╭──

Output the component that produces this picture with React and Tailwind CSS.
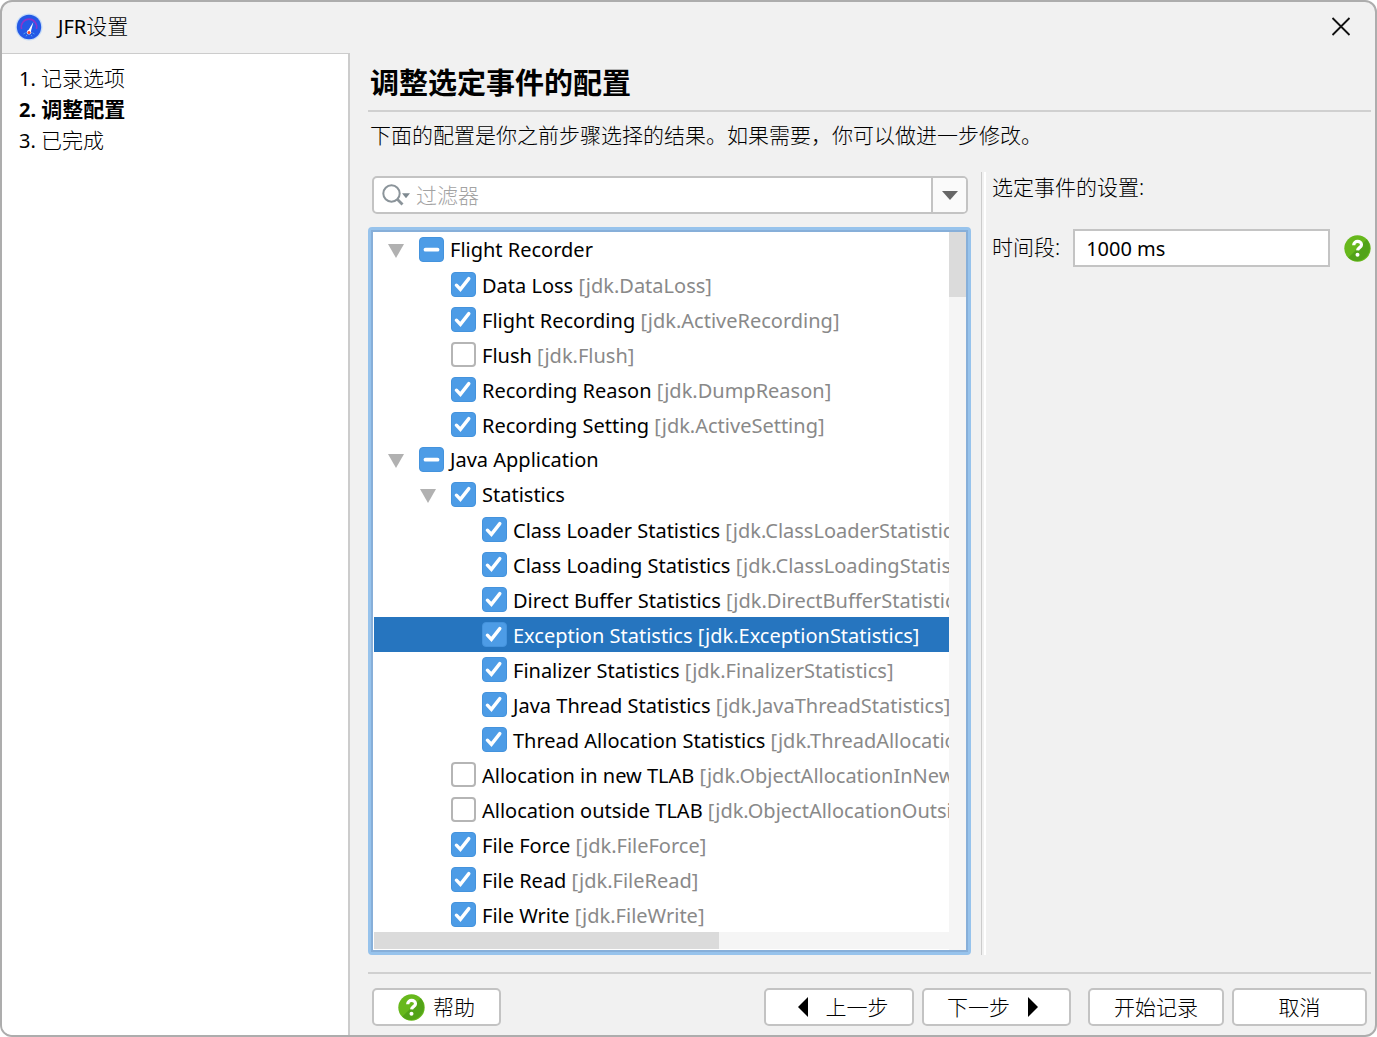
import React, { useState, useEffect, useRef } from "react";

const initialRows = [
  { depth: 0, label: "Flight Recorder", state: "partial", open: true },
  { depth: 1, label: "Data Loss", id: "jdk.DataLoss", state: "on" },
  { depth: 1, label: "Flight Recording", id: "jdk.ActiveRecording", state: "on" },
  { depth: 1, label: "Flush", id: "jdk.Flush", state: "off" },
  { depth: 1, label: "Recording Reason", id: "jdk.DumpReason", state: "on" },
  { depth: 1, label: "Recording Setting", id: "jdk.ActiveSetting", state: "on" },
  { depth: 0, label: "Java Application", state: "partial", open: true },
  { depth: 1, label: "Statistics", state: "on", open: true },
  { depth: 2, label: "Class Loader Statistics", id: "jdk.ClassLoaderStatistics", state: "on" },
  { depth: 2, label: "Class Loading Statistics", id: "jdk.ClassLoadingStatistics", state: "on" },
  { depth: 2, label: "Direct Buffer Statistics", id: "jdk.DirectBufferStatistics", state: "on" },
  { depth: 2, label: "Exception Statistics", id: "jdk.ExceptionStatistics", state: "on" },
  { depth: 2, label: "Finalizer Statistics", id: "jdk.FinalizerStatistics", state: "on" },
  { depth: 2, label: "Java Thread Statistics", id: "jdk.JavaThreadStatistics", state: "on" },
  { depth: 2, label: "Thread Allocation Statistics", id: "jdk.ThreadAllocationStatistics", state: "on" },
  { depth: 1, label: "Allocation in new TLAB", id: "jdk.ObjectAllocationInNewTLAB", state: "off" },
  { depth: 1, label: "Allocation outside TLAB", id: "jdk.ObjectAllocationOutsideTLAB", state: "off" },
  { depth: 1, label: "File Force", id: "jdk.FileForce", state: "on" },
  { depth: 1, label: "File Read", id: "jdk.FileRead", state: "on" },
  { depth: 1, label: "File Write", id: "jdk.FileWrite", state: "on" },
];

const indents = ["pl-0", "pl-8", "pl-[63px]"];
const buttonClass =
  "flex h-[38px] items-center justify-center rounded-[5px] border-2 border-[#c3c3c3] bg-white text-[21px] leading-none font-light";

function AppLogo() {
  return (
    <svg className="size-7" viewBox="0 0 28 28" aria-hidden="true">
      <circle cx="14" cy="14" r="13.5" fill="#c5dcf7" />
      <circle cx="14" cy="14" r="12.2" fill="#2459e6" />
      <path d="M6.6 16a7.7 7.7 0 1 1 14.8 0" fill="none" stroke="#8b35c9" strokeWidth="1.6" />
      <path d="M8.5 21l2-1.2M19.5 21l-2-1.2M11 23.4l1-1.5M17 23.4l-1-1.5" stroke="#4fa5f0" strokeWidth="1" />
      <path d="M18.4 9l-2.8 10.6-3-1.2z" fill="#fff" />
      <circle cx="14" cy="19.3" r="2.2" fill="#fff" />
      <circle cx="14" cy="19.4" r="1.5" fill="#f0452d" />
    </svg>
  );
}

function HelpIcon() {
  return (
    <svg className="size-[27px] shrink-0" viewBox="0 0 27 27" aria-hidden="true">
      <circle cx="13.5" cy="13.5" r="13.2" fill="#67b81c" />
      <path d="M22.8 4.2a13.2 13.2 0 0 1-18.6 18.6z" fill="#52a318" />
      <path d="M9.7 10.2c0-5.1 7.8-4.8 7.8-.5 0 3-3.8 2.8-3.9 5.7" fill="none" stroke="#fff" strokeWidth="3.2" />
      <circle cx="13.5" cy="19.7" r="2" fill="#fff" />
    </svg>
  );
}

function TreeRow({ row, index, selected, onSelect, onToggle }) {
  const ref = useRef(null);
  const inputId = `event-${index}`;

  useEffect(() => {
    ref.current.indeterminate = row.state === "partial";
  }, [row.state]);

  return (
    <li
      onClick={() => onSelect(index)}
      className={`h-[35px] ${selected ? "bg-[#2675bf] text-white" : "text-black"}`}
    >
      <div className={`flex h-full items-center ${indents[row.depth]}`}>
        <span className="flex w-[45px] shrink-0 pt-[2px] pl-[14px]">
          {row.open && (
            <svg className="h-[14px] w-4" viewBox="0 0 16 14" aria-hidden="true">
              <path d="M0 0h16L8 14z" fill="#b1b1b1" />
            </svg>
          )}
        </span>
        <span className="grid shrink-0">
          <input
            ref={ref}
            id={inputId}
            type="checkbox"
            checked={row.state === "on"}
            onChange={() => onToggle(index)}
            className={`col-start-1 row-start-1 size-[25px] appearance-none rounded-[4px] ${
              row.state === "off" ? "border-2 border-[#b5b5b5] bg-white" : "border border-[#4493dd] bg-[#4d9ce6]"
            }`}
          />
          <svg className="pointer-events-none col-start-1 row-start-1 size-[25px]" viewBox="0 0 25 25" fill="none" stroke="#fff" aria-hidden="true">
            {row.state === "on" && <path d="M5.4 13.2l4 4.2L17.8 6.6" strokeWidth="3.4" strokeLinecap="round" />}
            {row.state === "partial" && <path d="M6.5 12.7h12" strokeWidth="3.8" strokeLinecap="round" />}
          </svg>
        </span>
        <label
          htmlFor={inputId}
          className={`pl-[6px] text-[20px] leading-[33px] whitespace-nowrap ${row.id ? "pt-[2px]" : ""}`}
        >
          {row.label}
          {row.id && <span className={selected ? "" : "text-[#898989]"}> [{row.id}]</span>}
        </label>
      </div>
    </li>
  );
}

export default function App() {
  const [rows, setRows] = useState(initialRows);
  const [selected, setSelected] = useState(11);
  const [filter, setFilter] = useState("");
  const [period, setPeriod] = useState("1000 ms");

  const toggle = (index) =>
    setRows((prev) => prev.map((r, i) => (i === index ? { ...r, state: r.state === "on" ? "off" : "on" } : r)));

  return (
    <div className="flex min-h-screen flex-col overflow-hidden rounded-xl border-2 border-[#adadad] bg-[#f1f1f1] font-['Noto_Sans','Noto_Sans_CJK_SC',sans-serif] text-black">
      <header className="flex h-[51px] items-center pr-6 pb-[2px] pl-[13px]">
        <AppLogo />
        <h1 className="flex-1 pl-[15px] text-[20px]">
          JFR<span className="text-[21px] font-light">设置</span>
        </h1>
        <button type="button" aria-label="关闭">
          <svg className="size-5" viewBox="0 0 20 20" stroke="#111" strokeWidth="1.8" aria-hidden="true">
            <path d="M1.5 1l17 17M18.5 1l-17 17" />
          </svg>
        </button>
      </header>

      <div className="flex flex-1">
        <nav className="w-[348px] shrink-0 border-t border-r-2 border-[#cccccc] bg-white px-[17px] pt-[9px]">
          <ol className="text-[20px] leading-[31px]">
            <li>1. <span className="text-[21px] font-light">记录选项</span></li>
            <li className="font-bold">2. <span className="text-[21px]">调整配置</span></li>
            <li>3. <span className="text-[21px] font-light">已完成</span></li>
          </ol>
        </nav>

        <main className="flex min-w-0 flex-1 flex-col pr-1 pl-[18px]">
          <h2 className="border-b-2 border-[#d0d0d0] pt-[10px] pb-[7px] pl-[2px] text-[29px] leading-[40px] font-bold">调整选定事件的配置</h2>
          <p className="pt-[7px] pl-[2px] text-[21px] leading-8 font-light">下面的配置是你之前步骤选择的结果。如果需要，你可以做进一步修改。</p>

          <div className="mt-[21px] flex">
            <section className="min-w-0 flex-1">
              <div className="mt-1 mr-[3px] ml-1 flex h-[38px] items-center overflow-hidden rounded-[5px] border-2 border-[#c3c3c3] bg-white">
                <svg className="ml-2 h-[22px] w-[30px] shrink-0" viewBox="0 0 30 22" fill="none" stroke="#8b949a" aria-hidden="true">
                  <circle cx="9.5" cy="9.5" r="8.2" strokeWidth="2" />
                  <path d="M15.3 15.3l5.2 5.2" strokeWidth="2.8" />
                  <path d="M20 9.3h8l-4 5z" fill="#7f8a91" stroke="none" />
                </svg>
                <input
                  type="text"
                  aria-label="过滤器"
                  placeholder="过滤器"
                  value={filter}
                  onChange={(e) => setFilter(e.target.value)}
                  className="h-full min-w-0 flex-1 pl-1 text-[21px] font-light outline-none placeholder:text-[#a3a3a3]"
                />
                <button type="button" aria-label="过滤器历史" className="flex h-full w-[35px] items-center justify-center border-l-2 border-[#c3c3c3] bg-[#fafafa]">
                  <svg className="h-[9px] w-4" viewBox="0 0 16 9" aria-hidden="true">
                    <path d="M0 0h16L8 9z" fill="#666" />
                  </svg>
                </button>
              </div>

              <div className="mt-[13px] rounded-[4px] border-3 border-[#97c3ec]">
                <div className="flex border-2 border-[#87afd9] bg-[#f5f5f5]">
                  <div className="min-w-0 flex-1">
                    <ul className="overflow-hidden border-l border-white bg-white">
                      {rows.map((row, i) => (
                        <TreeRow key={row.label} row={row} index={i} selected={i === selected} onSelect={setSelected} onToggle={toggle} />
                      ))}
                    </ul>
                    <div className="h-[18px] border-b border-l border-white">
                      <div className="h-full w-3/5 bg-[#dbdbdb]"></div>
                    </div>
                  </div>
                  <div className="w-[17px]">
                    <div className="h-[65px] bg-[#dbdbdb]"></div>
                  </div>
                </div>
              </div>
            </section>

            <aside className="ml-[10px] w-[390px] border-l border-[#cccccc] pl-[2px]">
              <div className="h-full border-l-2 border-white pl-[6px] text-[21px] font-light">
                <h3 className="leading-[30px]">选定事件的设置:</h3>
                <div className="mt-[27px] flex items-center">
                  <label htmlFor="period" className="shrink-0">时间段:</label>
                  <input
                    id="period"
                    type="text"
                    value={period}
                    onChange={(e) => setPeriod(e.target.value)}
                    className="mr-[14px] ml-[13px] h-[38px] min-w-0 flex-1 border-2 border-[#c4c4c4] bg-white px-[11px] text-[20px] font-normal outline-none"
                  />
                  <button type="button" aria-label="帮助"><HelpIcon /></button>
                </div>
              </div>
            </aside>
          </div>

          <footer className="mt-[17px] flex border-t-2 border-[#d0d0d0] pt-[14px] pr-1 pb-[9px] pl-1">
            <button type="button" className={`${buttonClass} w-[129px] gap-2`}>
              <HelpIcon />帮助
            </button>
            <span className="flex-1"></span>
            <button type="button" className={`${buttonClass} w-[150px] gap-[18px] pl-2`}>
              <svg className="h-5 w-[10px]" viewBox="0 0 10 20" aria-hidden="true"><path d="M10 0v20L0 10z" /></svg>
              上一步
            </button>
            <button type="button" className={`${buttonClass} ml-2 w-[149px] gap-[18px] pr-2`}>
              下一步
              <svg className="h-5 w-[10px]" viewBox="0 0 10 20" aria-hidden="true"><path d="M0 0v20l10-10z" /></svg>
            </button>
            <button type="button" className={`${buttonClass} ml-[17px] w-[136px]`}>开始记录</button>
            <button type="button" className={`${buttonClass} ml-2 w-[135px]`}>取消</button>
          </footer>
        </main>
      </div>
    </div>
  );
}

╰──

Set task: Return the material line for line, from its beginning to the line that contains "useState, useEffect, useRef", with the pictures left out.

Solved problem:
Output the component that produces this picture with React and Tailwind CSS.
import React, { useState, useEffect, useRef } from "react";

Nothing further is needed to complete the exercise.